Forum: Is "Equal Opportunity" the Wrong Goal?Historians in the News
tags: neoliberalism, philosophy, ethics, socialism, Equality, Political theory, Justice, John Rawls, Egalitarianism
Christine Sypnowich is Professor and Head of Philosophy at Queen’s University in Kingston, Ontario. She is author of Equality Renewed: Justice, Human Flourishing, and the Egalitarian Ideal and The Concept of Socialist Law. She is completing a book on the philosophy of G. A. Cohen.
The last decade has delivered increasingly bleak portraits of vast inequalities in income, wealth, health, and other measures of well-being in many rich capitalist countries, from the United States to the United Kingdom. What should we do about them?
One common response is to argue that inequalities are only a problem to the extent that they reflect unequal opportunities. Economist Jared Bernstein—a longtime advisor to Joe Biden, now a member of the White House Council of Economic Advisers—expressed this view clearly in 2014 when he stated, “Opportunity and mobility are the right things to be talking about. . . . We always have inequality, and in America we’re not that upset about inequality of outcomes. But we are upset about inequality of opportunity.” Accordingly, in his first executive order as president, Biden proclaimed that “equal opportunity is the bedrock of American democracy.” For his part, British Labour leader Keir Starmer has stated his party’s aim should be to “pull down obstacles that limit opportunities and talent.” And Prime Minister Justin Trudeau has intoned that in Canada, where I live, “no matter who you are . . . you have every opportunity to live your life to its fullest potential.”
These statements are typical. In much of the West the tendency is to see equality as a matter of fairly distributed opportunities and to view an interest in outcomes as unreasonable, naïve, or even authoritarian. A similar focus on equality of opportunity is evident in the dominant strain of political philosophy in the Anglo-American world, liberal egalitarianism. In short, the prevailing political common sense tends to converge on the assumption that our egalitarian aspirations are realized once we have ensured equality of opportunity.

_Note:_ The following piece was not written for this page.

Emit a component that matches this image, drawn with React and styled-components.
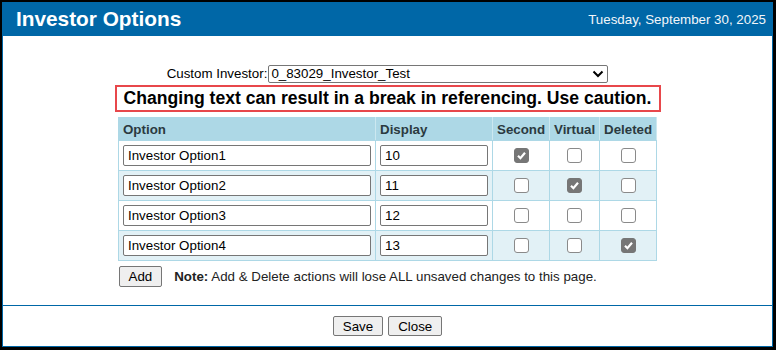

I think this view is seriously mistaken. Opportunity talk—and a host of ideas associated with it, including flawed conceptions of freedom, choice, and personal responsibility—plays far too central a role in our discussions of equality, poorly serving the egalitarian ideal and leaving a lot of inequality untouched. An egalitarian society should not shy away from a concern with outcomes, I will argue. Its goal must be that people live equally flourishing lives, not merely that they have the opportunity to do so.
The concept of flourishing, prominent in the socialist tradition, directs us to a more generous, substantive, and far-reaching egalitarianism. We care about inequality, this perspective stresses, because of its effects on people—not, or not only, because it violates an abstract principle of justice—and we lose interest in problems of inequality if the putatively unequal are doing equally well in their quality of life. Amartya Sen asked the classic question “equality of what?”—what is it, exactly, that egalitarians seek to equalize? The answer is flourishing, since whatever policies or principles we adopt, it is flourishing that we hope will be made more equal as a result of our endeavors.
At a moment of broad awareness of grave inequalities in our societies and eagerness to do something about it, it is essential to recognize that equality requires a focus on outcomes, not mere opportunities.
The idea of equality of opportunity has played an important though complex role in progressive thought. As British historian Ben Jackson has noted, the notion “has a consensual and uncontroversial connotation” yet it is also “an exceptionally malleable concept, susceptible to an extraordinary range of interpretations.” The radical left has often harbored an antipathy to the idea, viewing it as empty rhetoric in the face of persisting class inequality. Liberalism, by contrast, has long been dominated by a focus on equality of opportunity, though its meaning has evolved over time.
On one interpretation, the idea simply means that social barriers—racism or sexism, for example—should be eliminated in the competition for scarce and desirable positions. This is the meaning of equal opportunity instantiated in charters of rights that outlaw discrimination by the state and in a range of human rights policies that prohibit discrimination on the part of employers, landlords, and colleagues. From this perspective, the paradigmatic expression of equality of opportunity is something like the U.S. Civil Rights Act of 1964. Hence the well-known American expression “we are an equal opportunity employer.”